On Saturday, 12 July 2014 at 09:44:16 UTC, Piotr Szturman wrote:
W dniu 2014-07-11 05:18, Kapps pisze:
On Friday, 11 July 2014 at 02:32:00 UTC, Manu via Digitalmars-d wrote:
So, we allow assert() in nothrow functions, the argument is that assert is non-recoverable, so it's distinct from user exceptions.

I have this in my 'nothrow @nogc' function:
 assert(false, "Message " ~ details);

It complains "Error: cannot use operator ~ in @nogc function"

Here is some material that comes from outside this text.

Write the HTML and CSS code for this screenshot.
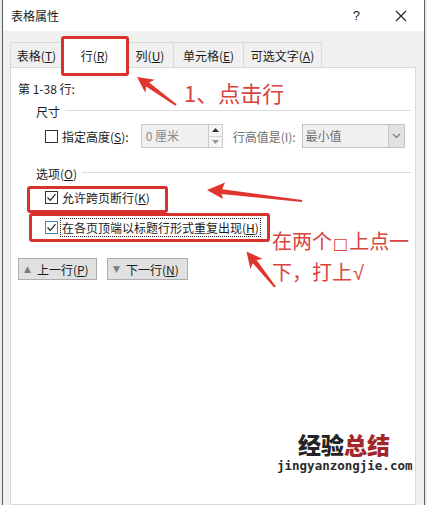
FILE: index.html
```html
<!DOCTYPE html>
<html lang="zh">
<head>
<meta charset="utf-8">
<title>表格属性</title>
<link rel="stylesheet" href="styles.css">
</head>
<body>
<div class="window">
  <div class="titlebar">
    <span class="title">表格属性</span>
    <span class="help">?</span>
    <svg class="close" width="12" height="12" viewBox="0 0 12 12"><path d="M1 1L11 11M11 1L1 11" stroke="#222" stroke-width="1.1" fill="none"/></svg>
  </div>
  <div class="client">
    <div class="tabs">
      <div class="tab t1">表格(<u>T</u>)</div>
      <div class="tab sel t2">行(<u>R</u>)</div>
      <div class="tab t3">列(<u>U</u>)</div>
      <div class="tab t4">单元格(<u>E</u>)</div>
      <div class="tab t5">可选文字(<u>A</u>)</div>
    </div>
    <div class="panel">
      <div class="line">第 1-38 行:</div>
      <div class="legend l1"><span>尺寸</span><i class="rule"></i></div>
      <div class="sizerow">
        <span class="cb"></span>
        <span class="lbl">指定高度(<u>S</u>):</span>
        <span class="input">0 厘米</span>
        <span class="spin">
          <span class="sp up"><svg width="7" height="4" viewBox="0 0 7 4"><path d="M0 4L3.5 0L7 4Z" fill="#333"/></svg></span>
          <span class="sp dn"><svg width="7" height="4" viewBox="0 0 7 4"><path d="M0 0L3.5 4L7 0Z" fill="#999"/></svg></span>
        </span>
        <span class="lbl dis hv">行高值是(I):</span>
        <span class="select"><span class="sv">最小值</span><span class="arr"><svg width="9" height="6" viewBox="0 0 9 6"><path d="M1 1L4.5 4.5L8 1" stroke="#777" stroke-width="1.1" fill="none"/></svg></span></span>
      </div>
      <div class="legend l2"><span>选项(<u>O</u>)</span><i class="rule"></i></div>
      <div class="check c1">
        <span class="cb on"><svg width="11" height="11" viewBox="0 0 11 11"><path d="M1.5 5.5L4.3 8.3L9.5 2.2" stroke="#222" stroke-width="1.2" fill="none"/></svg></span>
        <span class="lbl">允许跨页断行(<u>K</u>)</span>
      </div>
      <div class="check c2">
        <span class="cb on blue"><svg width="11" height="11" viewBox="0 0 11 11"><path d="M1.5 5.5L4.3 8.3L9.5 2.2" stroke="#222" stroke-width="1.2" fill="none"/></svg></span>
        <span class="lbl focus">在各页顶端以标题行形式重复出现(<u>H</u>)</span>
      </div>
      <div class="buttons">
        <span class="btn"><span class="tri">▲</span>上一行(<u>P</u>)</span>
        <span class="btn b2"><span class="tri">▼</span>下一行(<u>N</u>)</span>
      </div>
    </div>
  </div>
</div>

<div class="mark mk1"></div>
<div class="mark mk2"></div>
<div class="mark mk3"></div>
<div class="note n1">1、点击行</div>
<div class="note n2">在两个<span class="sq">□</span>上点一<br>下，打上<span class="ck">√</span></div>
<svg class="arrows" width="427" height="505" viewBox="0 0 427 505">
  <polygon fill="#e0342c" points="137,77 145.3,92.8 146.1,86.6 175.4,105.8 176.6,104.2 149.1,82.6 154.7,79.8"/>
  <polygon fill="#e0342c" points="207,190 223,199 221.6,194 302,202 302,200 222.2,189.2 225,182.5"/>
  <polygon fill="#e0342c" points="246.5,251.5 250.4,269 252.8,263.2 274.2,287.6 275.8,286.4 256.6,260 262.8,259"/>
</svg>
<div class="wm">
  <div class="wm1"><span class="k">经验</span><span class="r">总结</span></div>
  <div class="wm2">jingyanzongjie.com</div>
</div>
</body>
</html>
```

FILE: styles.css
```css
html, body {
  margin: 0;
  padding: 0;
}
body {
  position: relative;
  width: 427px;
  height: 505px;
  overflow: hidden;
  background: #ececec;
  font-family: "Noto Sans CJK SC", "Microsoft YaHei", sans-serif;
  font-size: 12px;
  color: #1b1b1b;
}
u { text-decoration: underline; text-underline-offset: 1px; }

.window {
  margin-left: 2px;
  width: 421px;
  height: 505px;
  border-left: 1px solid #5c5c5c;
  border-right: 1px solid #5c5c5c;
  background: #f0f0f0;
  display: flex;
  flex-direction: column;
}
.titlebar {
  height: 31px;
  background: #ffffff;
  display: flex;
  align-items: center;
  padding-left: 8px;
}
.title { flex: 1; font-size: 12px; }
.help { font-size: 13px; margin-right: 35px; font-family: "Liberation Sans", sans-serif; }
.close { margin-right: 17px; }

.client {
  flex: 1;
  padding: 11px 8px 0 7px;
  display: flex;
  flex-direction: column;
}
.tabs {
  height: 25px;
  display: flex;
  align-items: flex-end;
}
.tab {
  height: 25px;
  box-sizing: border-box;
  border: 1px solid #d9d9d9;
  border-bottom: none;
  border-right: none;
  background: #f0f0f0;
  display: flex;
  align-items: center;
  justify-content: center;
  padding-top: 1px;
}
.t1 { width: 52px; }
.t2 { width: 65px; }
.t3 { width: 46px; }
.t4 { width: 70px; }
.t5 { width: 79px; border-right: 1px solid #d9d9d9; }
.tab.sel {
  height: 30px;
  margin-bottom: -1px;
  background: #ffffff;
  position: relative;
  z-index: 1;
  border-right: 1px solid #d9d9d9;
  padding-top: 4px;
  padding-bottom: 0;
}
.tab.sel + .tab { border-left: none; }

.panel {
  flex: 1;
  background: #ffffff;
  border: 1px solid #d9d9d9;
  padding: 11px 4px 0 7px;
  display: flex;
  flex-direction: column;
}
.line { height: 20px; line-height: 20px; }
.legend {
  height: 20px;
  display: flex;
  align-items: center;
  padding-left: 18px;
}
.legend .rule {
  flex: 1;
  height: 1px;
  background: #dcdcdc;
  margin-left: 5px;
  margin-top: -1px;
}
.l1 { margin-top: 2px; }
.l2 { margin-top: 15px; }

.sizerow {
  margin-top: 3px;
  height: 24px;
  display: flex;
  align-items: center;
  padding-left: 27px;
}
.cb {
  width: 13px;
  height: 13px;
  box-sizing: border-box;
  border: 1px solid #333333;
  background: #ffffff;
  display: inline-flex;
  align-items: center;
  justify-content: center;
  flex: none;
}
.cb.blue { border-color: #3d86c6; }
.cb svg { display: block; }
.lbl { margin-left: 4px; white-space: nowrap; }
.dis { color: #6e6e6e; }
.input {
  margin-left: 12px;
  width: 67px;
  height: 24px;
  box-sizing: border-box;
  border: 1px solid #cccccc;
  border-right: none;
  background: #f0f0f0;
  color: #8a8a8a;
  padding-left: 4px;
  line-height: 22px;
}
.spin {
  width: 15px;
  height: 24px;
  box-sizing: border-box;
  border: 1px solid #cccccc;
  display: flex;
  flex-direction: column;
  background: #f0f0f0;
}
.sp {
  flex: 1;
  display: flex;
  align-items: center;
  justify-content: center;
  background: #f4f4f4;
}
.sp.up { border-bottom: 1px solid #d6d6d6; }
.hv { margin-left: 10px; }
.select {
  margin-left: 6px;
  width: 103px;
  height: 24px;
  box-sizing: border-box;
  border: 1px solid #c3c3c3;
  background: #f0f0f0;
  display: flex;
}
.sv { flex: 1; color: #6e6e6e; padding-left: 3px; line-height: 22px; }
.arr {
  width: 15px;
  background: #e2e2e2;
  border-left: 1px solid #c3c3c3;
  display: flex;
  align-items: center;
  justify-content: center;
}

.check {
  height: 20px;
  display: flex;
  align-items: center;
  padding-left: 27px;
}
.c1 { margin-top: 4px; }
.c2 { margin-top: 10px; }
.focus {
  margin-left: 3px;
  outline: 1px dotted #222;
  outline-offset: 0;
  padding: 0 1px;
  line-height: 17px;
}

.buttons {
  margin-top: 21px;
  display: flex;
  height: 22px;
}
.btn {
  width: 79px;
  height: 22px;
  box-sizing: border-box;
  border: 1px solid #adadad;
  background: #e1e1e1;
  display: flex;
  align-items: center;
  padding-left: 5px;
}
.btn.b2 { margin-left: 10px; width: 81px; }
.tri { color: #7d7d7d; font-size: 9px; margin-right: 6px; font-family: "DejaVu Sans", sans-serif; }

.mark {
  position: absolute;
  border: 3px solid #d8322d;
  border-radius: 3px;
  box-sizing: border-box;
  z-index: 5;
}
.mk1 { left: 61px; top: 36px; width: 68px; height: 40px; }
.mk2 { left: 27px; top: 186px; width: 141px; height: 27px; }
.mk3 { left: 29px; top: 213px; width: 241px; height: 29px; }

.note {
  position: absolute;
  color: #d9443d;
  z-index: 6;
  white-space: nowrap;
}
.n1 { left: 184px; top: 77px; font-size: 22px; line-height: 30px; }
.n2 { left: 272px; top: 227px; font-size: 20px; line-height: 28px; }
.n2 .sq { font-size: 16px; font-family: "DejaVu Sans", sans-serif; margin: 0 1px; }
.n2 .ck { font-family: "Liberation Sans", sans-serif; font-size: 20px; margin-left: 1px; }

.arrows { position: absolute; left: 0; top: 0; z-index: 7; }

.wm { position: absolute; left: 277px; top: 430px; width: 140px; z-index: 6; }
.wm1 {
  margin-left: 21px;
  font-size: 23px;
  font-weight: 900;
  line-height: 28px;
  letter-spacing: 0;
}
.wm1 .k { color: #232323; }
.wm1 .r { color: #a3272a; }
.wm2 {
  font-family: "DejaVu Sans Mono", monospace;
  font-weight: bold;
  font-size: 12.5px;
  line-height: 16px;
  color: #2b2b2b;
}
```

I think it should be allowed to invoke the GC for formatting error messages inside of assert statements, just the same as assert() is
allowed inside of nothrow functions.

Thoughts?

More generally, I'm somewhat surprised that @nogc does not still allow allocating Errors (including with assert), as who cares if your program
may slightly pause when it's about to crash in a theoretically
unrecoverable way.

It does matter when entire program is marked with @nogc, so there may be no GC code at all (GC code may not be linked).

Well, it wouldn't even link then...

But I think the more common route to go in such a case is to make a stubbed out GC that provides only allocation functionality (e.g. forwarding to malloc/free), but doesn't do any garbage collection. After all, some kind of memory allocation needs to present in almost all cases, it's just that it's done manually.